BEGIN Stored data

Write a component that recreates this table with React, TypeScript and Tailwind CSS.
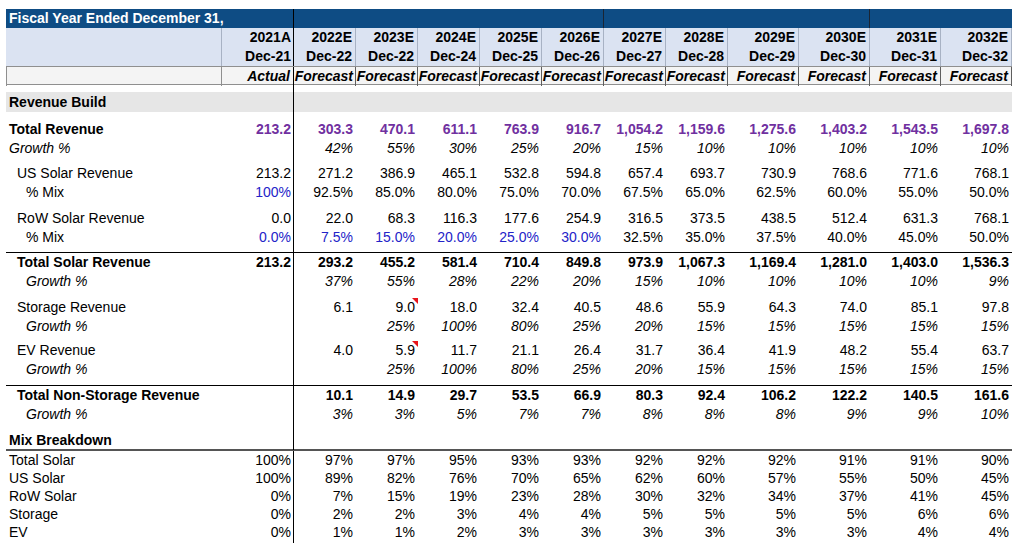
import React from "react";
import clsx from "clsx";

const COLS = "grid grid-cols-[216px_72px_repeat(7,62px)_repeat(4,71px)]";

const YEARS = ["2021A", "2022E", "2023E", "2024E", "2025E", "2026E", "2027E", "2028E", "2029E", "2030E", "2031E", "2032E"];
const DATES = ["Dec-21", "Dec-22", "Dec-22", "Dec-24", "Dec-25", "Dec-26", "Dec-27", "Dec-28", "Dec-29", "Dec-30", "Dec-31", "Dec-32"];

const indentClass = ["pl-[3px]", "pl-[11px]", "pl-[20px]"];

type RowProps = {
    label: string;
    values?: string[];
    indent?: number;
    labelClass?: string;
    valueClass?: string;
    blueUpTo?: number;
    flags?: number[];
    h?: string;
    className?: string;
};

function DataRow({ label, values = [], indent = 0, labelClass, valueClass, blueUpTo = -1, flags = [], h = "h-[19px]", className }: RowProps) {
    return (
        <div className={clsx(COLS, h, className)}>
            <div className={clsx("flex items-center whitespace-nowrap", indentClass[indent], labelClass)}>{label}</div>
            {Array.from({ length: 12 }).map((_, i) => (
                <div
                    key={i}
                    className={clsx(
                        "relative flex items-center justify-end whitespace-nowrap",
                        i === 0 ? "border-r border-black pr-[2px]" : "pr-[3px]",
                        valueClass,
                        i <= blueUpTo && "text-[#2323c8]"
                    )}
                >
                    {values[i] ?? ""}
                    {flags.includes(i) && (
                        <span className="absolute right-0 top-0 h-0 w-0 border-l-[6px] border-t-[6px] border-l-transparent border-t-[#e8141b]" />
                    )}
                </div>
            ))}
        </div>
    );
}

function Spacer({ h }: { h: string }) {
    return <DataRow label="" h={h} />;
}

export default function App() {
    return (
        <div className="min-h-screen bg-white font-['Liberation_Sans',Arial,sans-serif] text-[14px] leading-[19px] text-black">
            <div className="ml-[6px] w-[1006px] pt-[9px]">
                {/* Title bar */}
                <div className={clsx(COLS, "h-[19px] bg-[#0e4c84] text-white")}>
                    <div className="flex items-center overflow-visible whitespace-nowrap pl-[3px] font-bold">Fiscal Year Ended December 31,</div>
                    {YEARS.map((y, i) => (
                        <div
                            key={y}
                            className={clsx(
                                i === 0 && "border-r border-black",
                                (i === 5 || i === 9) && "border-r border-[#1b2533]"
                            )}
                        />
                    ))}
                </div>

                {/* Year / date header */}
                <div className={clsx(COLS, "bg-[#dbe3f2] font-bold")}>
                    <div className="border-r border-[#a8b2c4]" />
                    {YEARS.map((y, i) => (
                        <div
                            key={y}
                            className={clsx(
                                "flex flex-col items-end leading-[19px]",
                                i === 0 ? "border-r border-black pr-[2px]" : "border-r border-[#a8b2c4] pr-[3px]"
                            )}
                        >
                            <span>{y}</span>
                            <span>{DATES[i]}</span>
                        </div>
                    ))}
                </div>

                {/* Actual / Forecast */}
                <div className={clsx(COLS, "h-[19px] border-y border-[#8f8f8f] bg-[#f4f4f4] font-bold italic")}>
                    <div className="border-x border-[#8f8f8f]" />
                    {YEARS.map((y, i) => (
                        <div
                            key={y}
                            className={clsx(
                                "flex items-center justify-end whitespace-nowrap",
                                i === 0 ? "border-r border-black pr-[2px]" : "border-r border-[#5f5f5f]",
                                i > 0 && i < 8 ? "pr-[2px]" : "pr-[3px]"
                            )}
                        >
                            {i === 0 ? "Actual" : "Forecast"}
                        </div>
                    ))}
                </div>

                <Spacer h="h-[7px]" />
                <DataRow label="Revenue Build" labelClass="font-bold" h="h-[20px]" className="bg-[#e6e6e6]" />
                <Spacer h="h-[8px]" />

                <DataRow
                    label="Total Revenue"
                    labelClass="font-bold"
                    valueClass="font-bold text-[#7030a0]"
                    values={["213.2", "303.3", "470.1", "611.1", "763.9", "916.7", "1,054.2", "1,159.6", "1,275.6", "1,403.2", "1,543.5", "1,697.8"]}
                />
                <DataRow
                    label="Growth %"
                    labelClass="italic"
                    valueClass="italic"
                    values={["", "42%", "55%", "30%", "25%", "20%", "15%", "10%", "10%", "10%", "10%", "10%"]}
                />
                <Spacer h="h-[6px]" />
                <DataRow
                    label="US Solar Revenue"
                    indent={1}
                    values={["213.2", "271.2", "386.9", "465.1", "532.8", "594.8", "657.4", "693.7", "730.9", "768.6", "771.6", "768.1"]}
                />
                <DataRow
                    label="% Mix"
                    indent={2}
                    blueUpTo={0}
                    values={["100%", "92.5%", "85.0%", "80.0%", "75.0%", "70.0%", "67.5%", "65.0%", "62.5%", "60.0%", "55.0%", "50.0%"]}
                />
                <Spacer h="h-[7px]" />
                <DataRow
                    label="RoW Solar Revenue"
                    indent={1}
                    values={["0.0", "22.0", "68.3", "116.3", "177.6", "254.9", "316.5", "373.5", "438.5", "512.4", "631.3", "768.1"]}
                />
                <DataRow
                    label="% Mix"
                    indent={2}
                    blueUpTo={5}
                    values={["0.0%", "7.5%", "15.0%", "20.0%", "25.0%", "30.0%", "32.5%", "35.0%", "37.5%", "40.0%", "45.0%", "50.0%"]}
                />
                <Spacer h="h-[5px]" />
                <DataRow
                    label="Total Solar Revenue"
                    indent={1}
                    labelClass="font-bold"
                    valueClass="font-bold"
                    h="h-[20px]"
                    className="border-t border-black"
                    values={["213.2", "293.2", "455.2", "581.4", "710.4", "849.8", "973.9", "1,067.3", "1,169.4", "1,281.0", "1,403.0", "1,536.3"]}
                />
                <DataRow
                    label="Growth %"
                    indent={2}
                    labelClass="italic"
                    valueClass="italic"
                    values={["", "37%", "55%", "28%", "22%", "20%", "15%", "10%", "10%", "10%", "10%", "9%"]}
                />
                <Spacer h="h-[7px]" />
                <DataRow
                    label="Storage Revenue"
                    indent={1}
                    flags={[2]}
                    values={["", "6.1", "9.0", "18.0", "32.4", "40.5", "48.6", "55.9", "64.3", "74.0", "85.1", "97.8"]}
                />
                <DataRow
                    label="Growth %"
                    indent={2}
                    labelClass="italic"
                    valueClass="italic"
                    values={["", "", "25%", "100%", "80%", "25%", "20%", "15%", "15%", "15%", "15%", "15%"]}
                />
                <Spacer h="h-[5px]" />
                <DataRow
                    label="EV Revenue"
                    indent={1}
                    flags={[2]}
                    values={["", "4.0", "5.9", "11.7", "21.1", "26.4", "31.7", "36.4", "41.9", "48.2", "55.4", "63.7"]}
                />
                <DataRow
                    label="Growth %"
                    indent={2}
                    labelClass="italic"
                    valueClass="italic"
                    values={["", "", "25%", "100%", "80%", "25%", "20%", "15%", "15%", "15%", "15%", "15%"]}
                />
                <Spacer h="h-[6px]" />
                <DataRow
                    label="Total Non-Storage Revenue"
                    indent={1}
                    labelClass="font-bold"
                    valueClass="font-bold"
                    h="h-[20px]"
                    className="border-t border-black"
                    values={["", "10.1", "14.9", "29.7", "53.5", "66.9", "80.3", "92.4", "106.2", "122.2", "140.5", "161.6"]}
                />
                <DataRow
                    label="Growth %"
                    indent={2}
                    labelClass="italic"
                    valueClass="italic"
                    values={["", "3%", "3%", "5%", "7%", "7%", "8%", "8%", "8%", "9%", "9%", "10%"]}
                />
                <Spacer h="h-[7px]" />
                <DataRow label="Mix Breakdown" labelClass="font-bold" h="h-[20px]" className="border-b-2 border-[#555555]" />
                <DataRow
                    label="Total Solar"
                    h="h-[18px]"
                    values={["100%", "97%", "97%", "95%", "93%", "93%", "92%", "92%", "92%", "91%", "91%", "90%"]}
                />
                <DataRow
                    label="US Solar"
                    h="h-[18px]"
                    values={["100%", "89%", "82%", "76%", "70%", "65%", "62%", "60%", "57%", "55%", "50%", "45%"]}
                />
                <DataRow
                    label="RoW Solar"
                    h="h-[18px]"
                    values={["0%", "7%", "15%", "19%", "23%", "28%", "30%", "32%", "34%", "37%", "41%", "45%"]}
                />
                <DataRow
                    label="Storage"
                    h="h-[18px]"
                    values={["0%", "2%", "2%", "3%", "4%", "4%", "5%", "5%", "5%", "5%", "6%", "6%"]}
                />
                <DataRow
                    label="EV"
                    h="h-[18px]"
                    values={["0%", "1%", "1%", "2%", "3%", "3%", "3%", "3%", "3%", "3%", "4%", "4%"]}
                />
                <Spacer h="h-[2px]" />
            </div>
        </div>
    );
}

END Stored data

◆ **Exercise goal**
Work out how many lines of the material above contain the word "React", then give only that figure.

◆ **Exercise result**
2